A second group is the general public who use roads/avenues along which oak trees are planted or who live in places where there are many oak trees. This group also includes cyclists, sports people, children playing and visitors.
A major group is made up of youth organisations, which play and camp in fields and woods.
There is also a risk to cattle grazing in the immediate vicinity of infested trees or fed hay contaminated with stinging hairs. Dogs off the lead which playfully bite large cocoon nests can also be at risk.
How to avoid irritation
If you are involved in controlling the problem professionally, it is important to wear the appropriate protective clothing. Rubber gloves, boots, a protective suit well-sealed at the forearm and ankle and a full face mask.

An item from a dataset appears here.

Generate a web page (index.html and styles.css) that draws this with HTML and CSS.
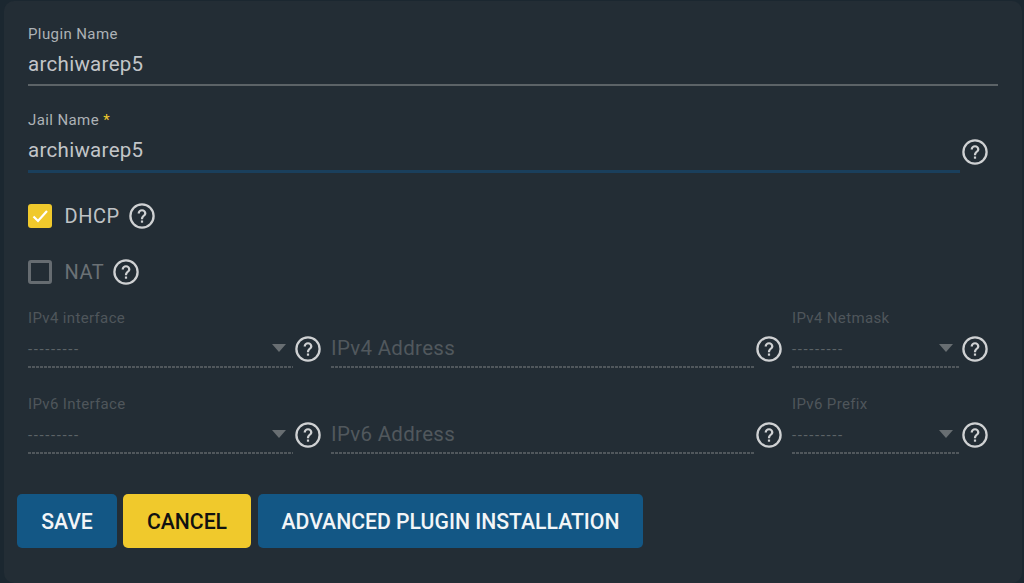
FILE: index.html
```html
<!DOCTYPE html>
<html lang="en">
<head>
<meta charset="utf-8">
<title>Plugin install</title>
<link rel="stylesheet" href="styles.css">
</head>
<body>
<svg class="defs" width="0" height="0" aria-hidden="true">
  <symbol id="help" viewBox="0 0 26 26">
    <circle cx="13" cy="13" r="11.6" fill="none" stroke="currentColor" stroke-width="2.3"/>
    <path d="M8.600 10.400c0-2.500 2-4.200 4.400-4.200s4.400 1.700 4.400 4c0 2.900-3.300 3-3.300 6h-2.200c0-3.900 3.200-3.800 3.200-6 0-1.100-.9-1.900-2.100-1.900s-2.100.9-2.100 2.100z" fill="currentColor"/>
    <rect x="11.900" y="17.500" width="2.200" height="2.200" fill="currentColor"/>
  </symbol>
</svg>
<main class="card">
  <form class="form">
    <div class="field field-plugin">
      <label class="label">Plugin Name</label>
      <div class="value">archiwarep5</div>
    </div>
    <div class="field-row jail-row">
      <div class="field field-jail">
        <label class="label">Jail Name <span class="req">*</span></label>
        <div class="value">archiwarep5</div>
      </div>
      <svg class="help"><use href="#help"/></svg>
    </div>
    <div class="check-row check-dhcp">
      <span class="box box-on">
        <svg viewBox="0 0 24 24" width="24" height="24"><path d="M5.500 12.500l4.500 4.500 9-10" fill="none" stroke="#fff" stroke-width="2.200"/></svg>
      </span>
      <span class="check-text">DHCP</span>
      <svg class="help"><use href="#help"/></svg>
    </div>
    <div class="check-row check-nat">
      <span class="box"></span>
      <span class="check-text muted">NAT</span>
      <svg class="help"><use href="#help"/></svg>
    </div>
    <div class="net-row net-first">
      <div class="net-cell col-a">
        <div class="ctl select">
          <span class="small-label">IPv4 interface</span>
          <div class="select-line"><span class="dashes">---------</span><span class="caret"></span></div>
        </div>
        <svg class="help"><use href="#help"/></svg>
      </div>
      <div class="net-cell col-b">
        <div class="ctl input"><span class="placeholder">IPv4 Address</span></div>
        <svg class="help"><use href="#help"/></svg>
      </div>
      <div class="net-cell col-c">
        <div class="ctl select">
          <span class="small-label">IPv4 Netmask</span>
          <div class="select-line"><span class="dashes">---------</span><span class="caret"></span></div>
        </div>
        <svg class="help"><use href="#help"/></svg>
      </div>
    </div>
    <div class="net-row">
      <div class="net-cell col-a">
        <div class="ctl select">
          <span class="small-label">IPv6 Interface</span>
          <div class="select-line"><span class="dashes">---------</span><span class="caret"></span></div>
        </div>
        <svg class="help"><use href="#help"/></svg>
      </div>
      <div class="net-cell col-b">
        <div class="ctl input"><span class="placeholder">IPv6 Address</span></div>
        <svg class="help"><use href="#help"/></svg>
      </div>
      <div class="net-cell col-c">
        <div class="ctl select">
          <span class="small-label">IPv6 Prefix</span>
          <div class="select-line"><span class="dashes">---------</span><span class="caret"></span></div>
        </div>
        <svg class="help"><use href="#help"/></svg>
      </div>
    </div>
    <div class="actions">
      <button type="button" class="btn btn-blue btn-save">SAVE</button>
      <button type="button" class="btn btn-yellow btn-cancel">CANCEL</button>
      <button type="button" class="btn btn-blue btn-adv">ADVANCED PLUGIN INSTALLATION</button>
    </div>
  </form>
</main>
</body>
</html>
```
FILE: styles.css
```css
* { box-sizing: border-box; }
html, body { margin: 0; height: 583px; overflow: hidden; }
body {
  background: #1b2730;
  font-family: Roboto, "Noto Sans", sans-serif;
  color: #b9bdc0;
  padding: 1px 2px 0 4px;
}
.defs { display: block; height: 0; }
.card {
  height: 582px;
  background: #232d35;
  border-radius: 10px;
  padding: 0 24px 0 13px;
}
.form { display: flex; flex-direction: column; }
.field, .jail-row, .check-row, .net-row { margin-left: 11px; }
.field-row .field { margin-left: 0; }
.field { display: flex; flex-direction: column; }
.label {
  display: block;
  font-size: 15px;
  line-height: 18px;
  color: #adb2b6;
  letter-spacing: .4px;
}
.req { color: #f0c92c; }
.value {
  font-size: 20.500px;
  line-height: 28px;
  margin-top: 7px;
  padding-bottom: 6px;
  color: #c2c5c8;
  letter-spacing: .3px;
}
.field-plugin { padding-top: 24px; }
.field-plugin .value { border-bottom: 2px solid #5c6367; }
.jail-row { display: flex; gap: 2px; margin-top: 25px; align-items: flex-start; }
.field-jail { flex: 0 0 932px; }
.field-jail .value { border-bottom: 3px solid #1a3f5c; }
.help {
  width: 26px;
  height: 26px;
  color: #cfd1d3;
  flex: none;
}
.jail-row .help { margin-top: 28px; }
.check-row { display: flex; align-items: center; height: 26px; }
.check-dhcp { margin-top: 30px; }
.check-nat { margin-top: 30px; }
.box {
  width: 24px;
  height: 24px;
  border: 3px solid #666c71;
  border-radius: 3px;
  flex: none;
  display: block;
}
.box-on { background: #f0c92c; border: 0; }
.box-on svg { display: block; }
.check-text { font-size: 20px; line-height: 26px; margin: 0 9px 0 12.500px; color: #bfc2c5; letter-spacing: .5px; }
.check-text.muted { color: #6b7175; }
.net-row { display: flex; height: 60px; }
.net-first { margin-top: 24px; }
.net-row + .net-row { margin-top: 26px; }
.net-cell { display: flex; align-items: flex-start; gap: 2px; }
.net-cell .help { margin-top: 27px; }
.col-a { width: 303px; }
.col-b { width: 461px; }
.col-c { width: 198px; }
.ctl { height: 59px; }
.col-a .ctl { flex: 0 0 265px; }
.col-b .ctl { flex: 0 0 423px; }
.col-c .ctl { flex: 0 0 168px; }
.ctl {
  background-image: linear-gradient(to right, #50575c 0 3px, transparent 3px 4px);
  background-size: 4px 2px;
  background-repeat: repeat-x;
  background-position: left bottom;
}
.small-label {
  display: block;
  font-size: 15px;
  line-height: 18px;
  color: #4f565b;
  letter-spacing: .35px;
}
.select-line { display: flex; align-items: center; justify-content: space-between; height: 26px; margin-top: 9px; padding-right: 7px; }
.dashes { font-size: 15px; color: #5c6367; letter-spacing: 1.600px; }
.caret { width: 0; height: 0; border-left: 7px solid transparent; border-right: 7px solid transparent; border-top: 8px solid #686e72; margin-top: -3px; }
.input { padding-top: 25px; }
.placeholder { display: block; font-size: 20.500px; line-height: 28px; color: #51585d; letter-spacing: .3px; }
.actions { display: flex; gap: 6px; margin-top: 39px; }
.btn {
  height: 54px;
  border: 0;
  border-radius: 5px;
  font: 500 21.200px Roboto, sans-serif;
  padding: 0;
  text-align: center;
}
.btn-blue { background: #135785; color: #f2f5f7; }
.btn-yellow { background: #f0c92c; color: #111; }
.btn-save { width: 100px; }
.btn-cancel { width: 128px; }
.btn-adv { width: 385px; margin-left: 1px; }
```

Even if you do not control oak processionary caterpillars professionally, it is essential to use proper protection. A well-sealed protective suit, a dust mask and goggles, gloves and boots are essential to prevent irritation.
Members of the public are advised to avoid direct contact with caterpillars, stinging hairs (including old ones), cocoon nests and shed skins as much as possible. Children must be alerted to the danger of the oak processionary caterpillar. When visiting a (natural) area with caterpillars, it is advisable to cover your neck, arms and legs and to avoid sitting on the ground. After coming into contact with the caterpillars or hairs you should not scratch or rub but wash or rinse your skin and hair thoroughly as soon as possible.
The local authority leaflet is an ideal means of informing residents. The Flemish Health Inspectorate has produced a leaflet (see under biological factors) about the oak processionary caterpillar.
The Provincial Institute for Hygiene (PIH) also produces free leaflets.